Stir-Fried Beef with Lemongrass
(Cha Sachko Kroeung) ឆារសាច់គោគ្រឿង
adapt from The Elephant Walk Cookbook

Ingredients
½ cup Khmer Kroeung (lemongrass paste)
¾-1 lb beef, cut into 2 inches strips
2 tablespoons fish sauce
1 tablespoon sugar
1 small onion, sliced into wedges
6 red jalapeños, quartered length-wise (substitute red bell pepper for color and a mild flavor)
4 tablespoons unsalted roasted peanuts, coarsely ground in a mortar & pestle
2 stalk green onion, cut into 2 inches & split length-wise
2 tablespoons oil for frying

Method:
Mix sliced beef with Khmer Kroeung and set aside. Use your hands to massage and work the Kroeung into the beef.

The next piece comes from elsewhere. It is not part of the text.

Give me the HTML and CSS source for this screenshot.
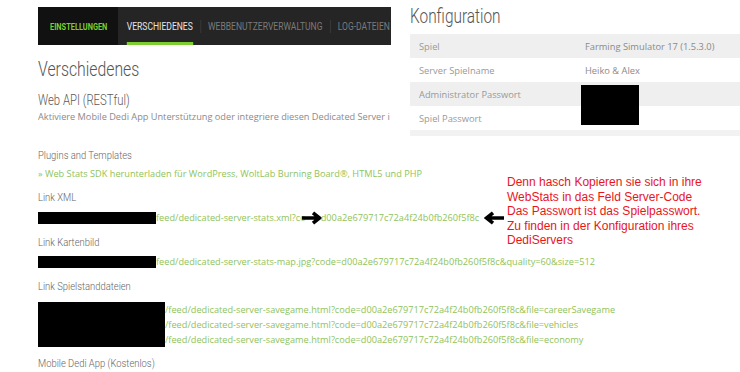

Heat oil in a pan. Depending on the size of your pan you might have to fry the beef in batches. Fry them in single layer and do not crowd them. Once you set it in the pan do not move it. Leave it there un-touch for a couple of minutes. This will ensure that you get a nice crusty brown on the beef strips. Then flip to the other side and repeat this step until all the strips are fried.

Sprinkle sugar and add fish sauce. Do a quick stir to incorporate the ingredients.

Toss in the onion, peppers and ¾ of the peanut. Give it another stir and cook for about 3 minutes until onions are soften.

Remove from heat and add green onion reserving a few for garnish and sprinkle with remaining peanuts just before serving.